Getting out of Chapter 9: San Bernardino & Seeking Citizen Input to Put Together the Plan to Get Out of Bankruptcy. San Bernardino’s Council took one key step towards agreement on a long-term plan to move the city towards its exit from bankruptcy by asking its citizens to weigh in yesterday, asking residents and other members of the public what they think is important for the city to prioritize and consider. Allowing for such input is one reason U.S. Bankruptcy Judge Meredith Jury allowed the city to move forward with the timeline the city is expecting to follow, which includes having an “outline” of its plan by October 15th, which would set the stage for beginning mediation sessions with retired bankruptcy Judge Gregg Zive of Reno, Nev., shortly thereafter. Yesterday’s meeting was technically a continuation of the City Council meeting of Sept. 9, and will begin with a discussion of transferring properties from the Economic Development Corp. as the state controller has ordered. That decision has been repeatedly delayed because of concerns over what encumbrances might be associated with the properties, but staff members have recommended that the transfer be approved today.

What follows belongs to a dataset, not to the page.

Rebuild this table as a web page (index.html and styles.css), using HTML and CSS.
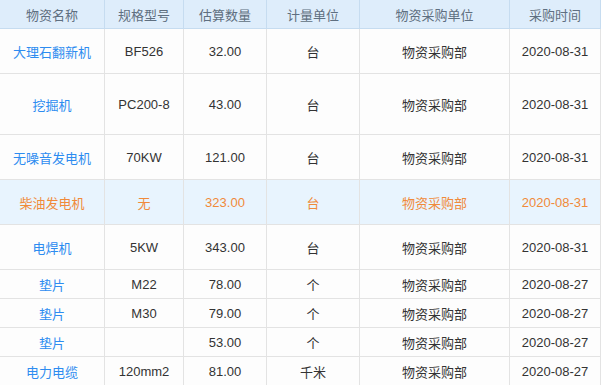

Steps Toward Exiting Chapter 9. The Jefferson County Commission took a key step towards exiting its municipal bankruptcy yesterday when it voted 3-2 to approve a multi-year increase in the county’s sewer rate. The rate increase will kick in on November 1st: for residential customers on the county’s sewer system, the boost will translate into a five dollar base charge increase effective, while business owners will see a 3.49% rate increase this fall. Next year, there may be a 7.89% user rate increase across the board. The Jefferson County Commission president stated the increased was the best deal the commission could agree to, albeit admitting the rates are at the outer edge of “reasonable.” Some concern has been expressed that the rate increases this will disproportionately affect the county’s poorest residents and those on fixed incomes. The vote is a key part of the county’s bankruptcy and debt restructuring plan, but that plan could still unravel.